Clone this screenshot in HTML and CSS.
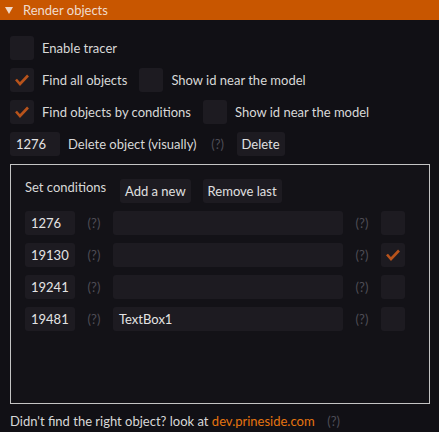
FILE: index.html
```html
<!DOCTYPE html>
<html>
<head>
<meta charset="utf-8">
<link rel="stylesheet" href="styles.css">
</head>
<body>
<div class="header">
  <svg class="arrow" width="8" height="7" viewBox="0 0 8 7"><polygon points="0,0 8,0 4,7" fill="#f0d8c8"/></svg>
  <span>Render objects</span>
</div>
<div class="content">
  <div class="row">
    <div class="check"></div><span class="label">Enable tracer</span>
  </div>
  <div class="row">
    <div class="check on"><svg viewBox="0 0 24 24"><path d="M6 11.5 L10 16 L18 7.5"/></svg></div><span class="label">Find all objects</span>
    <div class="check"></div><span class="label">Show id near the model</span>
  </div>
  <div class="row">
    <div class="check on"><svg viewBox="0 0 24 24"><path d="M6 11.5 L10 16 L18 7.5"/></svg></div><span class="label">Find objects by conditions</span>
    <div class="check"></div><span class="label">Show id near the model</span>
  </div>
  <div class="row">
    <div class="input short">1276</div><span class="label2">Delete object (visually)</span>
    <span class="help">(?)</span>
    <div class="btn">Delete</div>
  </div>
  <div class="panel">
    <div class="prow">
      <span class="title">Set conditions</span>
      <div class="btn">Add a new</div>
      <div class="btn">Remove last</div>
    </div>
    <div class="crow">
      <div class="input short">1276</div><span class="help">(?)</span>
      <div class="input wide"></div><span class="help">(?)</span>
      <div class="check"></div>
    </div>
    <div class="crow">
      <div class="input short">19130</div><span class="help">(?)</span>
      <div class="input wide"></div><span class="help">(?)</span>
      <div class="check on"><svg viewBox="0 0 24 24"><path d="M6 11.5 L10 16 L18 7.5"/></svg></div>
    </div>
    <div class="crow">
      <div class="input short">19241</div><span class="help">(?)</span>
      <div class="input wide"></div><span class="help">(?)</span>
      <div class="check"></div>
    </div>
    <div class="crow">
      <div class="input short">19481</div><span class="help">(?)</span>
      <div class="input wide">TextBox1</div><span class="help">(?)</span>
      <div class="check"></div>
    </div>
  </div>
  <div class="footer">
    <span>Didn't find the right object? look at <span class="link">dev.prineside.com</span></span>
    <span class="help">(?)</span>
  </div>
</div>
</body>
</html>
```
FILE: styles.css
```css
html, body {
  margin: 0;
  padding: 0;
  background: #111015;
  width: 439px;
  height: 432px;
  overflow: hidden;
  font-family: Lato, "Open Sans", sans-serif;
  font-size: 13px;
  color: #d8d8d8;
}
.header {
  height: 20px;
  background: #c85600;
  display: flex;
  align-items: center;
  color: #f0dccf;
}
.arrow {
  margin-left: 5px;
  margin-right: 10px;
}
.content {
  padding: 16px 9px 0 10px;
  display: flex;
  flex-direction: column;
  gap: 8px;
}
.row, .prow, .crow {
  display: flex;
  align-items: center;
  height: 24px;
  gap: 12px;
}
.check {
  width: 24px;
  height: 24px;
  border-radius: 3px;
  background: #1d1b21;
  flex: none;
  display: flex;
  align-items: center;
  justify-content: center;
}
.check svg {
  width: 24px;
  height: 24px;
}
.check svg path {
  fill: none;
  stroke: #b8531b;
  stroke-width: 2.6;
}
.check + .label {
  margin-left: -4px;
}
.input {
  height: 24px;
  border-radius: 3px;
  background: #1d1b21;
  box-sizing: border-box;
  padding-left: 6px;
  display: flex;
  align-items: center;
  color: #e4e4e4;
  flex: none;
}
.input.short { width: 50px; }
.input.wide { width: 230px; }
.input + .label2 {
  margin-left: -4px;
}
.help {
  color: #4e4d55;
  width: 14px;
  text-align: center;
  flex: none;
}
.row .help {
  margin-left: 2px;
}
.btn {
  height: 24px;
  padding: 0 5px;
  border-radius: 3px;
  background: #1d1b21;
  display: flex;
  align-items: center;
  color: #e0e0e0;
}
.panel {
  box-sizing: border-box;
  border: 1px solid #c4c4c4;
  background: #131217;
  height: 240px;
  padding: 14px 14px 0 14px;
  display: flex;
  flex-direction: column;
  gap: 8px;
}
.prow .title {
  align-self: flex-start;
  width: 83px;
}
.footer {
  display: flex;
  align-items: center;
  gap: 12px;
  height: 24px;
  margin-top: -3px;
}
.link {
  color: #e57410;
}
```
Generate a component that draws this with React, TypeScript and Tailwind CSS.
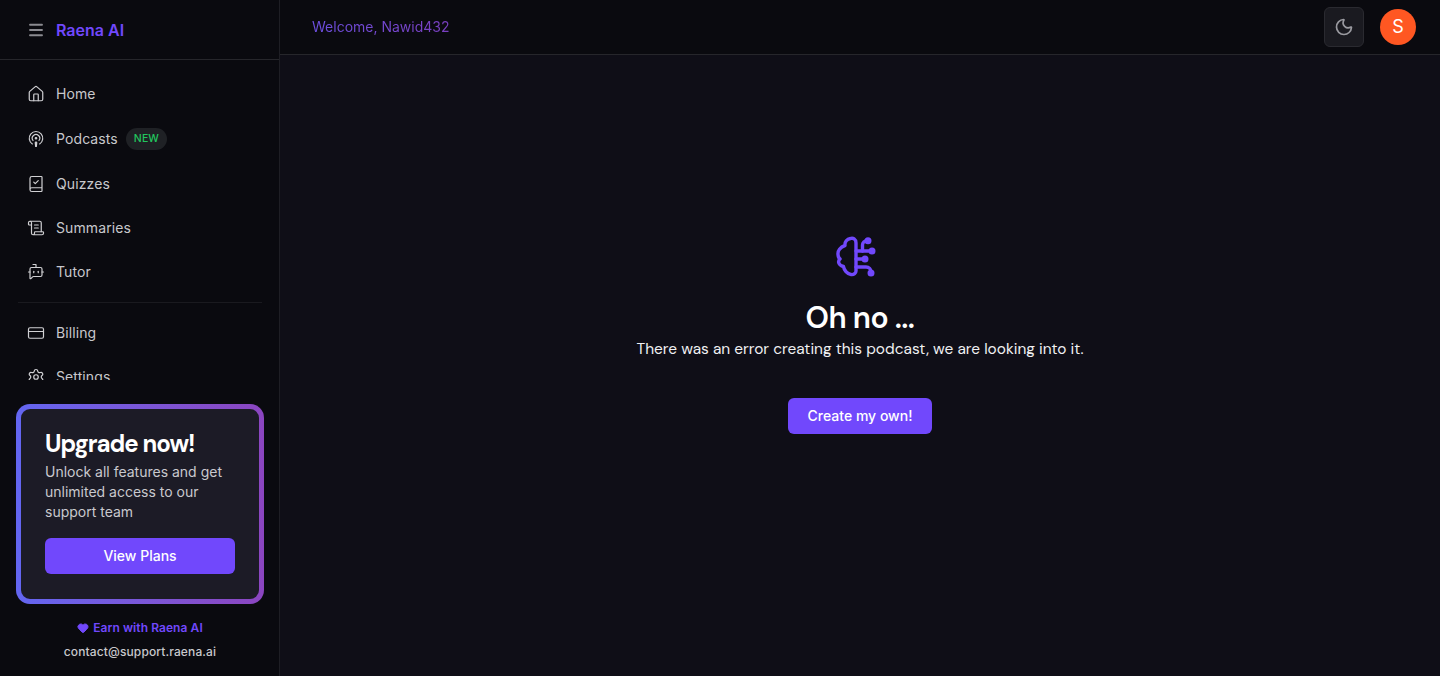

================

What is needed:
The entries above should be reproduced exactly, without their pictures.

Reply:
Clone this screenshot in HTML and CSS.
FILE: index.html
```html
<!DOCTYPE html>
<html>
<head>
<meta charset="utf-8">
<link rel="stylesheet" href="styles.css">
</head>
<body>
<div class="header">
  <svg class="arrow" width="8" height="7" viewBox="0 0 8 7"><polygon points="0,0 8,0 4,7" fill="#f0d8c8"/></svg>
  <span>Render objects</span>
</div>
<div class="content">
  <div class="row">
    <div class="check"></div><span class="label">Enable tracer</span>
  </div>
  <div class="row">
    <div class="check on"><svg viewBox="0 0 24 24"><path d="M6 11.5 L10 16 L18 7.5"/></svg></div><span class="label">Find all objects</span>
    <div class="check"></div><span class="label">Show id near the model</span>
  </div>
  <div class="row">
    <div class="check on"><svg viewBox="0 0 24 24"><path d="M6 11.5 L10 16 L18 7.5"/></svg></div><span class="label">Find objects by conditions</span>
    <div class="check"></div><span class="label">Show id near the model</span>
  </div>
  <div class="row">
    <div class="input short">1276</div><span class="label2">Delete object (visually)</span>
    <span class="help">(?)</span>
    <div class="btn">Delete</div>
  </div>
  <div class="panel">
    <div class="prow">
      <span class="title">Set conditions</span>
      <div class="btn">Add a new</div>
      <div class="btn">Remove last</div>
    </div>
    <div class="crow">
      <div class="input short">1276</div><span class="help">(?)</span>
      <div class="input wide"></div><span class="help">(?)</span>
      <div class="check"></div>
    </div>
    <div class="crow">
      <div class="input short">19130</div><span class="help">(?)</span>
      <div class="input wide"></div><span class="help">(?)</span>
      <div class="check on"><svg viewBox="0 0 24 24"><path d="M6 11.5 L10 16 L18 7.5"/></svg></div>
    </div>
    <div class="crow">
      <div class="input short">19241</div><span class="help">(?)</span>
      <div class="input wide"></div><span class="help">(?)</span>
      <div class="check"></div>
    </div>
    <div class="crow">
      <div class="input short">19481</div><span class="help">(?)</span>
      <div class="input wide">TextBox1</div><span class="help">(?)</span>
      <div class="check"></div>
    </div>
  </div>
  <div class="footer">
    <span>Didn't find the right object? look at <span class="link">dev.prineside.com</span></span>
    <span class="help">(?)</span>
  </div>
</div>
</body>
</html>
```
FILE: styles.css
```css
html, body {
  margin: 0;
  padding: 0;
  background: #111015;
  width: 439px;
  height: 432px;
  overflow: hidden;
  font-family: Lato, "Open Sans", sans-serif;
  font-size: 13px;
  color: #d8d8d8;
}
.header {
  height: 20px;
  background: #c85600;
  display: flex;
  align-items: center;
  color: #f0dccf;
}
.arrow {
  margin-left: 5px;
  margin-right: 10px;
}
.content {
  padding: 16px 9px 0 10px;
  display: flex;
  flex-direction: column;
  gap: 8px;
}
.row, .prow, .crow {
  display: flex;
  align-items: center;
  height: 24px;
  gap: 12px;
}
.check {
  width: 24px;
  height: 24px;
  border-radius: 3px;
  background: #1d1b21;
  flex: none;
  display: flex;
  align-items: center;
  justify-content: center;
}
.check svg {
  width: 24px;
  height: 24px;
}
.check svg path {
  fill: none;
  stroke: #b8531b;
  stroke-width: 2.6;
}
.check + .label {
  margin-left: -4px;
}
.input {
  height: 24px;
  border-radius: 3px;
  background: #1d1b21;
  box-sizing: border-box;
  padding-left: 6px;
  display: flex;
  align-items: center;
  color: #e4e4e4;
  flex: none;
}
.input.short { width: 50px; }
.input.wide { width: 230px; }
.input + .label2 {
  margin-left: -4px;
}
.help {
  color: #4e4d55;
  width: 14px;
  text-align: center;
  flex: none;
}
.row .help {
  margin-left: 2px;
}
.btn {
  height: 24px;
  padding: 0 5px;
  border-radius: 3px;
  background: #1d1b21;
  display: flex;
  align-items: center;
  color: #e0e0e0;
}
.panel {
  box-sizing: border-box;
  border: 1px solid #c4c4c4;
  background: #131217;
  height: 240px;
  padding: 14px 14px 0 14px;
  display: flex;
  flex-direction: column;
  gap: 8px;
}
.prow .title {
  align-self: flex-start;
  width: 83px;
}
.footer {
  display: flex;
  align-items: center;
  gap: 12px;
  height: 24px;
  margin-top: -3px;
}
.link {
  color: #e57410;
}
```
Generate a component that draws this with React, TypeScript and Tailwind CSS.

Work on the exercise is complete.